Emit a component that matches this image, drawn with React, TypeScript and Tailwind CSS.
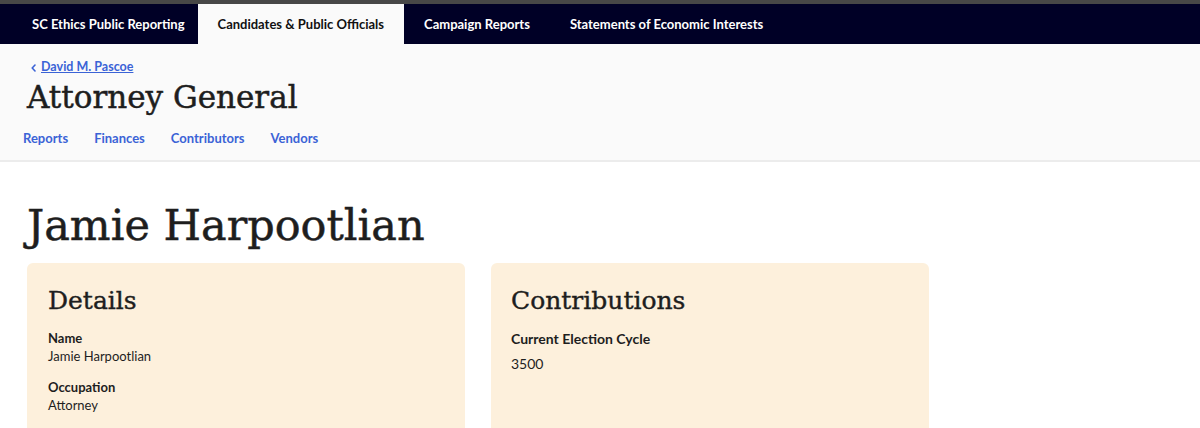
import React from "react";

export default function App() {
  return (
    <div className="w-[1200px] h-[428px] overflow-hidden bg-white font-['Lato','Noto_Sans',sans-serif]">
      <div className="h-[4px] bg-[#474747]" />
      <nav className="h-[40px] bg-[#000026] flex items-stretch pl-[12px] text-[13px] font-bold">
        <a className="flex items-center pt-[2px] pl-[20px] pr-[13px] text-white">SC Ethics Public Reporting</a>
        <a className="flex items-center pt-[2px] px-[20px] bg-[#fafafa] text-[#111]">Candidates &amp; Public Officials</a>
        <a className="flex items-center pt-[2px] px-[20px] text-white">Campaign Reports</a>
        <a className="flex items-center pt-[2px] px-[20px] text-white">Statements of Economic Interests</a>
      </nav>
      <header className="h-[118px] bg-[#fafafa] border-b-2 border-[#ececec] pl-[23px]">
        <div className="pt-[14px] pl-[8px] flex items-center gap-[5px] text-[12.5px] font-bold text-[#3b63d6] leading-[18px]">
          <svg width="5" height="8" viewBox="0 0 5 8" className="mt-[1px]">
            <path d="M4 1 L1.2 4 L4 7" fill="none" stroke="#3b63d6" strokeWidth="1.6" strokeLinecap="round" strokeLinejoin="round" />
          </svg>
          <a className="underline">David M. Pascoe</a>
        </div>
        <h1 className="pl-[4px] mt-[1px] font-['DejaVu_Serif',serif] text-[31px] leading-[40px] text-[#1e1e1e] [-webkit-text-stroke:0.5px_#1e1e1e]">
          Attorney General
        </h1>
        <div className="mt-[12px] flex gap-[26px] text-[13px] font-bold text-[#3b63d6] leading-[18px]">
          <a>Reports</a>
          <a>Finances</a>
          <a>Contributors</a>
          <a>Vendors</a>
        </div>
      </header>
      <main className="pl-[24px]">
        <h1 className="mt-[36px] pl-[3px] font-['DejaVu_Serif',serif] text-[43px] leading-[54px] text-[#1e1e1e] [-webkit-text-stroke:0.5px_#1e1e1e]">
          Jamie Harpootlian
        </h1>
        <div className="mt-[11px] pl-[3px] flex gap-[26px]">
          <section className="w-[438px] h-[200px] rounded-[6px] bg-[#fdf0dc] px-[21px] pt-[22px] text-[#1e1e1e]">
            <h2 className="font-['DejaVu_Serif',serif] text-[25px] leading-[32px] [-webkit-text-stroke:0.4px_#1e1e1e]">Details</h2>
            <div className="mt-[12px] text-[13px] leading-[18px]">
              <div className="font-bold">Name</div>
              <div>Jamie Harpootlian</div>
              <div className="font-bold mt-[13px]">Occupation</div>
              <div>Attorney</div>
            </div>
          </section>
          <section className="w-[438px] h-[200px] rounded-[6px] bg-[#fdf0dc] px-[20px] pt-[22px] text-[#1e1e1e]">
            <h2 className="font-['DejaVu_Serif',serif] text-[25px] leading-[32px] [-webkit-text-stroke:0.4px_#1e1e1e]">Contributions</h2>
            <div className="mt-[12px] text-[14px] leading-[20px]">
              <div className="font-bold">Current Election Cycle</div>
              <div className="mt-[5px]">3500</div>
            </div>
          </section>
        </div>
      </main>
    </div>
  );
}
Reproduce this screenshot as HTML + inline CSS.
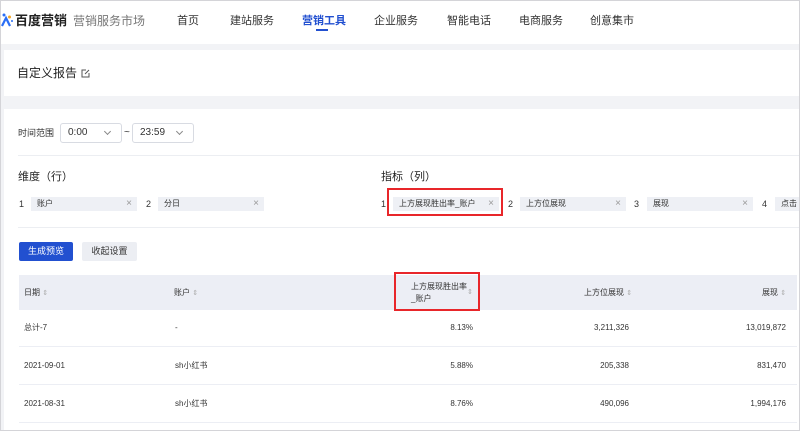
<!DOCTYPE html>
<html><head><meta charset="utf-8"><style>
*{margin:0;padding:0;box-sizing:border-box}
body{width:800px;height:431px;overflow:hidden;background:#f2f3f6;font-family:"Liberation Sans","Noto Sans CJK SC",sans-serif;color:#333;position:relative}
.abs{position:absolute;white-space:nowrap;line-height:12px}
.frame{position:absolute;left:0;top:0;width:800px;height:431px;border:1px solid #d4d4d8;pointer-events:none}
.hdr{position:absolute;left:0;top:0;width:800px;height:44px;background:#fff}
.card{position:absolute;left:4px;width:796px;background:#fff}
.nav{font-size:11px;color:#333;top:15px}
.sel{position:absolute;top:123px;height:20px;border:1px solid #d8dbe2;border-radius:3px;background:#fff;font-size:10px;line-height:18px;padding-left:7px;color:#333}
.sel:after{content:"";position:absolute;right:11px;top:5px;width:4px;height:4px;border-right:1px solid #888;border-bottom:1px solid #888;transform:rotate(45deg)}
.tag{position:absolute;top:197px;height:14px;background:#eef0f5;font-size:8px;line-height:14px;padding-left:6px;color:#333}
.tag:after{content:"×";position:absolute;right:5px;top:0;color:#999;font-size:10px;line-height:14px}
.num{font-size:9px;color:#333}
.th{font-size:8px;color:#333}
.td{font-size:8px;color:#333}
.so{color:#aaa;font-size:7px}
.red{position:absolute;border:2px solid #e8262a}
</style></head><body>
<div class="hdr"></div>
<svg class="abs" style="left:1px;top:13px" width="12" height="14" viewBox="0 0 12 14"><circle cx="3" cy="2" r="1.5" fill="#2a6ef5"/><circle cx="8.5" cy="4" r="1.5" fill="#f5a623"/><path d="M1 13 L5 5 L9 13" stroke="#2a6ef5" stroke-width="2.2" fill="none"/><circle cx="11" cy="8" r="1" fill="#2a6ef5"/></svg>
<div class="abs" style="left:15px;top:13px;font-size:13px;line-height:16px;font-weight:bold;color:#222">百度营销</div>
<div class="abs" style="left:73px;top:14px;font-size:12px;line-height:14px;color:#777">营销服务市场</div>
<div class="abs nav" style="left:177px">首页</div>
<div class="abs nav" style="left:230px">建站服务</div>
<div class="abs nav" style="left:302px;color:#2250d0;font-weight:bold">营销工具</div>
<div class="abs" style="left:316px;top:29px;width:12px;height:2px;background:#2250d0"></div>
<div class="abs nav" style="left:374px">企业服务</div>
<div class="abs nav" style="left:447px">智能电话</div>
<div class="abs nav" style="left:519px">电商服务</div>
<div class="abs nav" style="left:590px">创意集市</div>

<div class="card" style="top:50px;height:46px"></div>
<div class="abs" style="left:17px;top:66px;font-size:12px;line-height:14px;color:#222">自定义报告</div>
<svg class="abs" style="left:81px;top:69px" width="9" height="9" viewBox="0 0 9 9"><path d="M5 1H1V8H8V4" stroke="#555" fill="none"/><path d="M4 5L8 1" stroke="#555"/></svg>

<div class="card" style="top:109px;height:322px"></div>
<div class="abs" style="left:18px;top:127px;font-size:9px">时间范围</div>
<div class="sel" style="left:60px;width:62px">0:00</div>
<div class="abs" style="left:124px;top:127px;font-size:10px">~</div>
<div class="sel" style="left:132px;width:62px">23:59</div>
<div class="abs" style="left:18px;top:155px;width:782px;height:1px;background:#eceef2"></div>

<div class="abs" style="left:18px;top:171px;font-size:11px;color:#222">维度（行）</div>
<div class="abs num" style="left:19px;top:198px">1</div>
<div class="tag" style="left:31px;width:106px">账户</div>
<div class="abs num" style="left:146px;top:198px">2</div>
<div class="tag" style="left:158px;width:106px">分日</div>

<div class="abs" style="left:381px;top:171px;font-size:11px;color:#222">指标（列）</div>
<div class="abs num" style="left:381px;top:198px">1</div>
<div class="tag" style="left:393px;width:106px">上方展现胜出率_账户</div>
<div class="red" style="left:387px;top:188px;width:116px;height:28px"></div>
<div class="abs num" style="left:508px;top:198px">2</div>
<div class="tag" style="left:520px;width:106px">上方位展现</div>
<div class="abs num" style="left:634px;top:198px">3</div>
<div class="tag" style="left:647px;width:106px">展现</div>
<div class="abs num" style="left:762px;top:198px">4</div>
<div class="tag" style="left:775px;width:40px">点击</div>
<div class="abs" style="left:18px;top:227px;width:782px;height:1px;background:#eceef2"></div>

<div class="abs" style="left:19px;top:242px;width:54px;height:19px;background:#2250d0;border-radius:2px;color:#fff;font-size:9px;line-height:19px;text-align:center">生成预览</div>
<div class="abs" style="left:82px;top:242px;width:55px;height:19px;background:#eceef3;border-radius:2px;color:#333;font-size:9px;line-height:19px;text-align:center">收起设置</div>

<div class="abs" style="left:19px;top:275px;width:778px;height:35px;background:#eceef5"></div>
<div class="abs th" style="left:24px;top:287px">日期 <span class="so">⇕</span></div>
<div class="abs th" style="left:174px;top:287px">账户 <span class="so">⇕</span></div>
<div class="abs th" style="left:411px;top:281px;white-space:normal;width:56px">上方展现胜出率_账户</div>
<div class="abs so" style="left:467px;top:287px">⇕</div>
<div class="red" style="left:394px;top:272px;width:86px;height:39px"></div>
<div class="abs th" style="left:584px;top:287px">上方位展现 <span class="so">⇕</span></div>
<div class="abs th" style="left:762px;top:287px">展现 <span class="so">⇕</span></div>

<div class="abs" style="left:19px;top:346px;width:778px;height:1px;background:#eceef4"></div>
<div class="abs" style="left:19px;top:384px;width:778px;height:1px;background:#eceef4"></div>
<div class="abs" style="left:19px;top:422px;width:778px;height:1px;background:#eceef4"></div>

<div class="abs td" style="left:24px;top:322px">总计-7</div>
<div class="abs td" style="left:175px;top:322px">-</div>
<div class="abs td" style="right:327px;top:322px">8.13%</div>
<div class="abs td" style="right:171px;top:322px">3,211,326</div>
<div class="abs td" style="right:14px;top:322px">13,019,872</div>

<div class="abs td" style="left:24px;top:360px">2021-09-01</div>
<div class="abs td" style="left:175px;top:360px">sh小红书</div>
<div class="abs td" style="right:327px;top:360px">5.88%</div>
<div class="abs td" style="right:171px;top:360px">205,338</div>
<div class="abs td" style="right:14px;top:360px">831,470</div>

<div class="abs td" style="left:24px;top:398px">2021-08-31</div>
<div class="abs td" style="left:175px;top:398px">sh小红书</div>
<div class="abs td" style="right:327px;top:398px">8.76%</div>
<div class="abs td" style="right:171px;top:398px">490,096</div>
<div class="abs td" style="right:14px;top:398px">1,994,176</div>

<div class="frame"></div>
</body></html>
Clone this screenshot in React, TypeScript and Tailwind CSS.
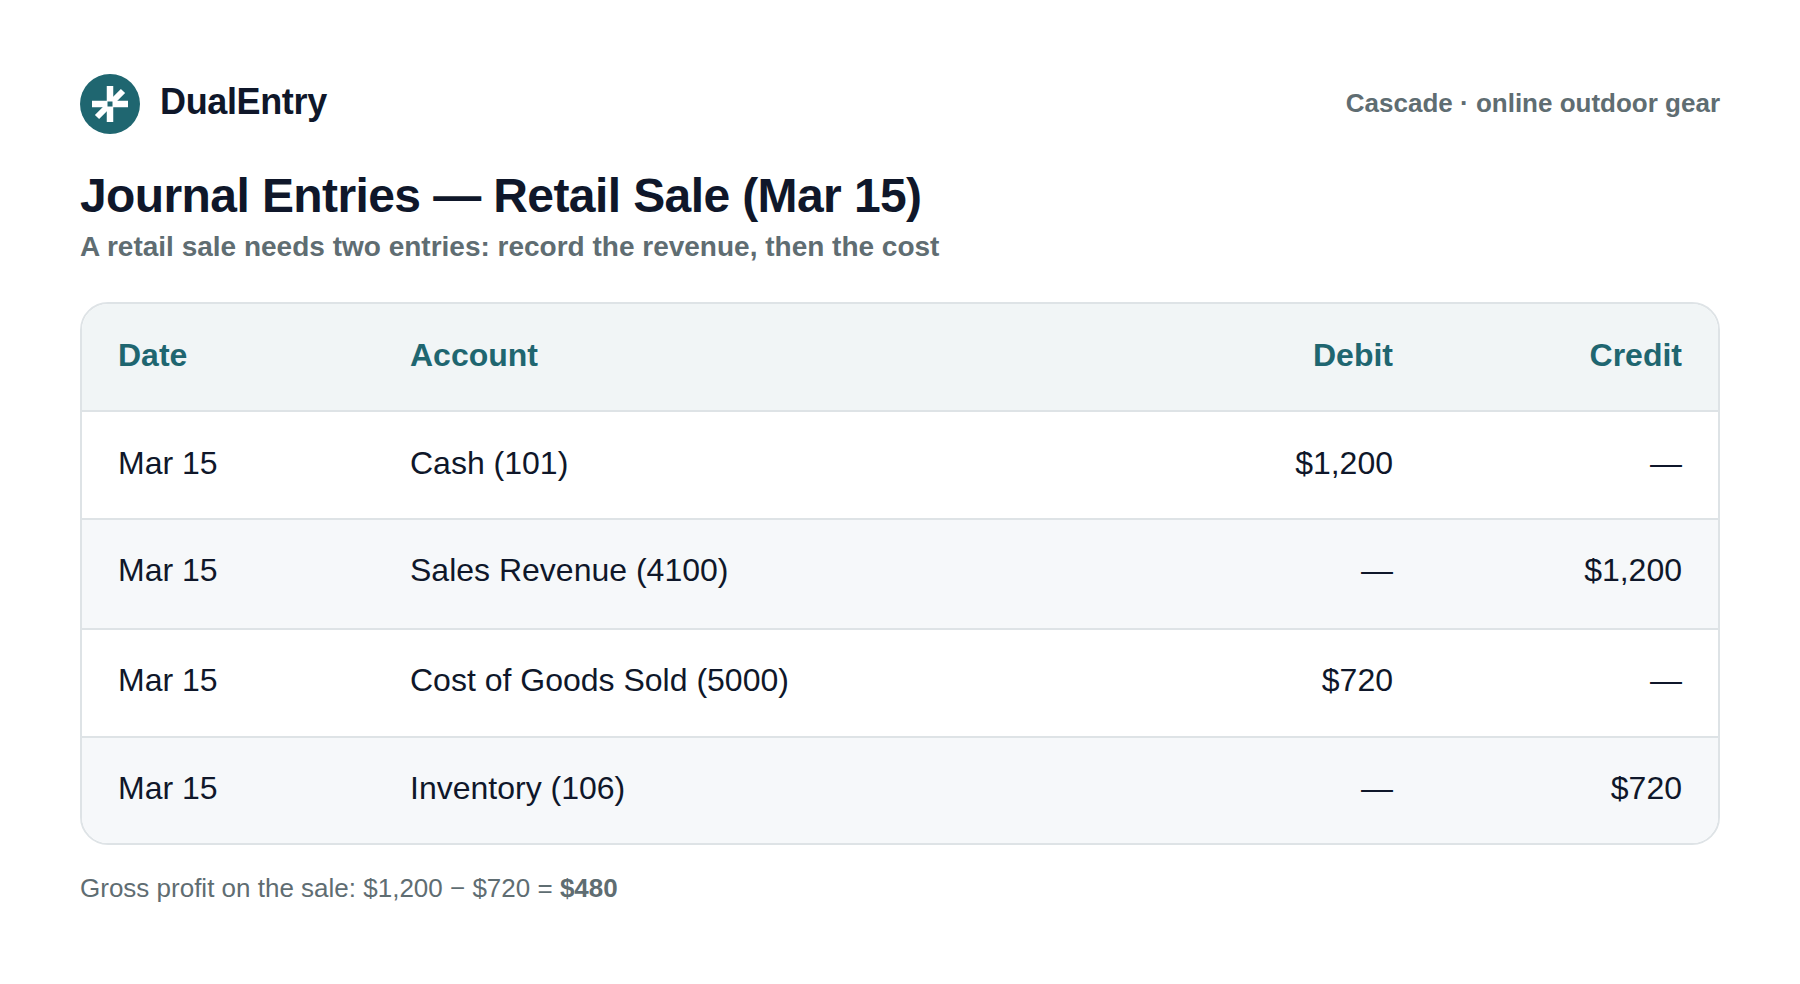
##############################
Hand back the exact lines from the start of the entries to the line with "import React from", both ends kept and pictures left out.

Emit a component that matches this image, drawn with React, TypeScript and Tailwind CSS.
import React from "react";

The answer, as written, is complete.